In general, an obligation is not considered to be in registered form if at some point in the future the obligation may be in bearer form. However, neither a dematerialized nor an immobilized obligation is treated as being in bearer form merely because an obligation held by a clearing organization may be converted to bearer form if (i) the clearing organization ceases to do business without a successor or (ii) the issuer may convert the obligation to bearer form upon a change in tax law that would be adverse to the issuer but for a conversion to bearer form. Prior IRS guidance also permitted the issuance of physical bearer securities in the case of an issuer default of a registration-required obligation (the “default exception”), but the proposed regulations do not provide for such a rule. Foreign issuers routinely permit such right in order to facilitate a holder’s ability to make a claim against the issuer. If physical bearer securities are actually issued in respect of registered securities as contemplated by this exception, the securities will be treated as bearer securities as of the time they are issued and the various holder sanctions would presumably apply. Issuer sanctions likely would not apply because unless the securities are treated as reissued for tax purposes, they would not have been issued in bearer form.
Consequences of Failing to be in Registered Form
The requirements related to registration-required obligations appear in a variety of places in the Code. The issuer of a registration-required obligation will be denied a deduction for the interest expense if the obligation is not in registered form and will also be subject to an excise tax equal to 1% of the face amount of the obligation multiplied by the number of years of the obligation’s term. Further, interest on a municipal bond that is in bearer form will be includable in a holder’s gross income.
To the extent that the relevant issuer is not subject to the above excise tax, the holder of a registration-required obligation that is not in registered form is not eligible for capital gains treatment on any gain, or a deduction for any loss, on the sale of the obligation.
Non-U.S. holders often rely upon the portfolio interest exception to escape U.S. withholding tax on payments of interest. The portfolio interest exception only applies to instruments in registered form—whether or not the instruments are registration-required obligations.
Who Will Be Affected by the Proposed Regulations
The proposed regulations will directly affect issuers and holders of registration-required obligations. In general, “issuer” refers to the person who will be entitled to deduct the interest on the obligation. For purposes of the excise tax (discussed above), “issuer” refers to the recipient of the proceeds of a pass-through certificate, participation interest, or a regular interest in a REMIC, rather than the issuing entity.
The rules described above to determine whether an obligation is of a type offered to the public and the application of the rules to pass-through certificates, participation interests and regular interests in REMICs will be effective after those rules are published in final form.

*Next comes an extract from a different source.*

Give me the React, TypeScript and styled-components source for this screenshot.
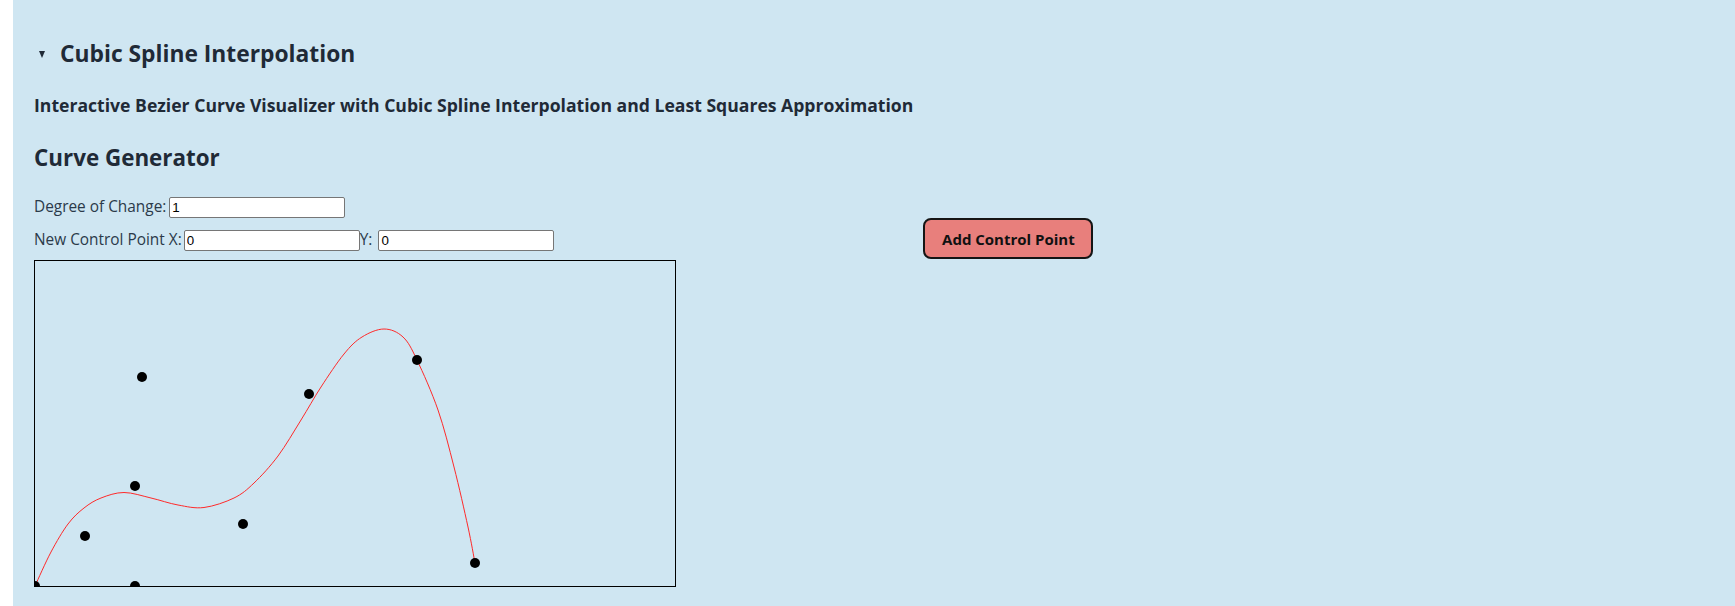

The rules defining the sponsor of pass‑through certificates, participation interests, or a regular interest in a REMIC as the issuer of the interests for the purposes of the excise tax will apply to issuances after March 18, 2012. In general, the definition of registered form applies to debt instruments issued after March 18, 2012, but taxpayers may rely on the prior “default exception” for obligations issued before the regulations are finalized. The existing tax-exempt obligation regulations—requiring such obligations to be in registered form (as defined therein) in order for the interest to be tax-exempt—will continue to apply to tax-exempt bonds issued prior to the date 90 days after the final regulations are published.